The deal's fate was significantly influenced by Anglo American's deep historical and economic ties to South Africa. Founded in Johannesburg in 1917, the company has been a cornerstone of the nation's economy for over a century, once accounting for a substantial portion of the Johannesburg Stock Exchange's capitalization. The South African government, which holds a significant stake in Anglo through its Public Investment Corporation, expressed reservations. Minerals Resources Minister Gwede Mantashe publicly stated he would not support the deal in its proposed form, citing a negative past experience with BHP's 2001 merger with Billiton. The Presidency also rejected the narrative that BHP's desire to hive off the South African assets was a vote of no confidence in the country's investment climate.
For Southern Africa, the collapse provides a degree of stability for the thousands employed by Amplats and Kumba Iron Ore. It also has major implications for Botswana, where the government is a joint owner of the diamond giant De Beers alongside Anglo American. Following the failed bid, Anglo American announced its own radical restructuring plan, which includes divesting or demerging its diamond, platinum, and coal businesses to focus on copper and iron ore. This strategic pivot, forced by the takeover battle, will still reshape the mining landscape in the region.
While the failed merger has no direct operational impact on Kenya, its secondary effects on global commodity markets are highly relevant. Kenya's economy is sensitive to fluctuations in the price of industrial metals. In 2023, Kenya imported approximately $61 million worth of copper articles, essential for its construction, manufacturing, and electrical industries. Copper wire alone accounted for nearly $50 million of these imports, primarily sourced from the United Arab Emirates, Egypt, and Zambia.

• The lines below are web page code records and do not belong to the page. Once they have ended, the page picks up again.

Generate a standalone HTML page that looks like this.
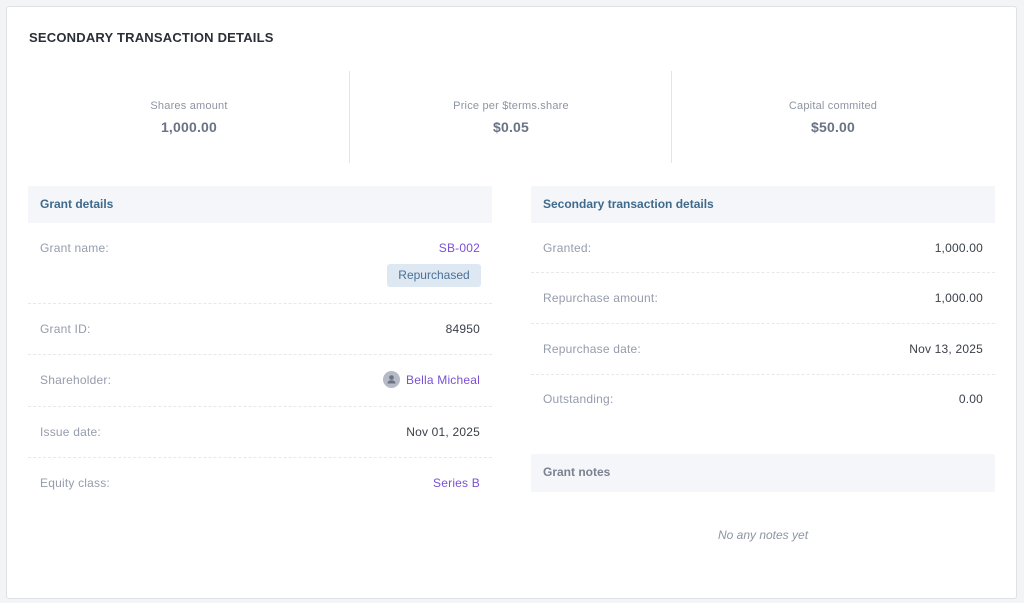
<!DOCTYPE html>
<html><head><style>
body{margin:0;width:1024px;height:603px;background:#f3f4f6;font-family:"Liberation Sans",sans-serif;position:relative;overflow:hidden}
.card{position:absolute;left:6px;top:6px;width:1011px;height:593px;background:#fff;border:1px solid #dfe1e5;border-radius:3px;box-sizing:border-box}
.a{position:absolute}
h1{position:absolute;left:22px;top:23px;margin:0;font-size:13px;font-weight:bold;color:#2b2f36;letter-spacing:.2px}
.stat{position:absolute;top:65px;width:322px;height:92px;text-align:center}
.stat .l{margin-top:28px;font-size:11px;color:#8d95a3;letter-spacing:.2px}
.stat .v{margin-top:7px;font-size:14px;font-weight:bold;color:#6a7385;letter-spacing:.2px}
.div{position:absolute;top:64px;width:1px;height:92px;background:#e2e4e8}
.hd{position:absolute;height:37px;background:#f4f6fa;font-size:12px;font-weight:bold;color:#3f6a8c;line-height:37px;padding-left:12px;box-sizing:border-box;width:464px;border-radius:2px}
.row{position:absolute;width:464px;font-size:12px;color:#959cab;box-sizing:border-box;padding:0 12px;letter-spacing:.2px}
.row .r{position:absolute;right:12px;top:0;color:#3a3f48}
.ln{position:absolute;width:464px;border-top:1px dashed #e6e8ec}
.p{color:#7b4fd6!important}
</style></head><body>
<div class="card">
<h1>SECONDARY TRANSACTION DETAILS</h1>
<div class="stat" style="left:21px"><div class="l">Shares amount</div><div class="v">1,000.00</div></div>
<div class="div" style="left:342px"></div>
<div class="stat" style="left:343px"><div class="l">Price per $terms.share</div><div class="v">$0.05</div></div>
<div class="div" style="left:664px"></div>
<div class="stat" style="left:665px"><div class="l">Capital commited</div><div class="v">$50.00</div></div>

<div class="hd" style="left:21px;top:179px">Grant details</div>
<div class="row" style="left:21px;top:234px">Grant name:<span class="r p">SB-002</span></div>
<div class="a" style="left:380px;top:257px;width:94px;height:23px;background:#dde8f3;border-radius:3px;color:#4b7095;font-size:12px;text-align:center;line-height:23px">Repurchased</div>
<div class="ln" style="left:21px;top:296px"></div>
<div class="row" style="left:21px;top:315px">Grant ID:<span class="r">84950</span></div>
<div class="ln" style="left:21px;top:347px"></div>
<div class="row" style="left:21px;top:366px">Shareholder:<span class="r p" style="display:flex;align-items:center;top:-2px"><svg width="17" height="17" viewBox="0 0 17 17" style="margin-right:6px"><circle cx="8.5" cy="8.5" r="8.5" fill="#b5bac6"/><circle cx="8.5" cy="6.5" r="2.3" fill="#6b7282"/><path d="M4.5 12.5c0-2.2 1.8-3.2 4-3.2s4 1 4 3.2z" fill="#6b7282"/></svg>Bella Micheal</span></div>
<div class="ln" style="left:21px;top:399px"></div>
<div class="row" style="left:21px;top:418px">Issue date:<span class="r">Nov 01, 2025</span></div>
<div class="ln" style="left:21px;top:450px"></div>
<div class="row" style="left:21px;top:469px">Equity class:<span class="r p">Series B</span></div>

<div class="hd" style="left:524px;top:179px">Secondary transaction details</div>
<div class="row" style="left:524px;top:234px">Granted:<span class="r">1,000.00</span></div>
<div class="ln" style="left:524px;top:265px"></div>
<div class="row" style="left:524px;top:284px">Repurchase amount:<span class="r">1,000.00</span></div>
<div class="ln" style="left:524px;top:316px"></div>
<div class="row" style="left:524px;top:335px">Repurchase date:<span class="r">Nov 13, 2025</span></div>
<div class="ln" style="left:524px;top:367px"></div>
<div class="row" style="left:524px;top:385px">Outstanding:<span class="r">0.00</span></div>
<div class="hd" style="left:524px;top:447px;height:38px;line-height:36px;color:#7a8290">Grant notes</div>
<div class="a" style="left:524px;top:521px;width:464px;text-align:center;font-size:12px;font-style:italic;color:#8d95a3">No any notes yet</div>
</div>
</body></html>
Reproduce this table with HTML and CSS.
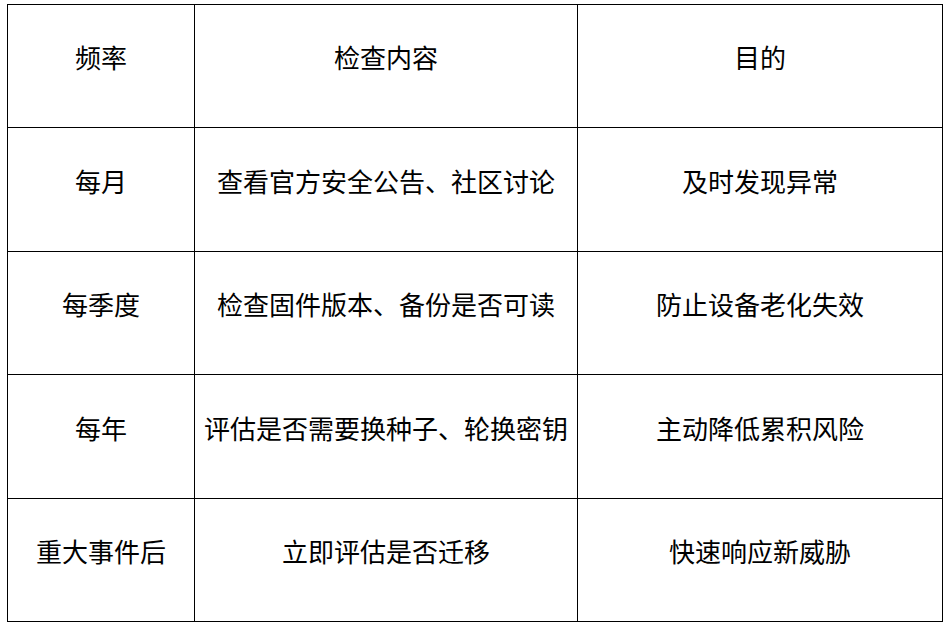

The uncertainty surrounding a major copper producer like Anglo American and the potential for future consolidation in the mining sector could lead to increased price volatility. A tighter, more consolidated copper market could result in higher import costs for Kenyan businesses, potentially impacting project budgets in critical sectors like infrastructure and housing, and feeding into consumer inflation. The focus on copper as a strategic 'future-facing' commodity underscores the importance for Kenya to monitor global supply chain dynamics. As the world accelerates its green energy transition, the demand for copper is forecast to outstrip supply, making stable and predictable access to the metal a key economic concern. The high-stakes battle between BHP and Anglo American serves as a clear indicator of the fierce competition for resources that will define the global economy in the coming decades.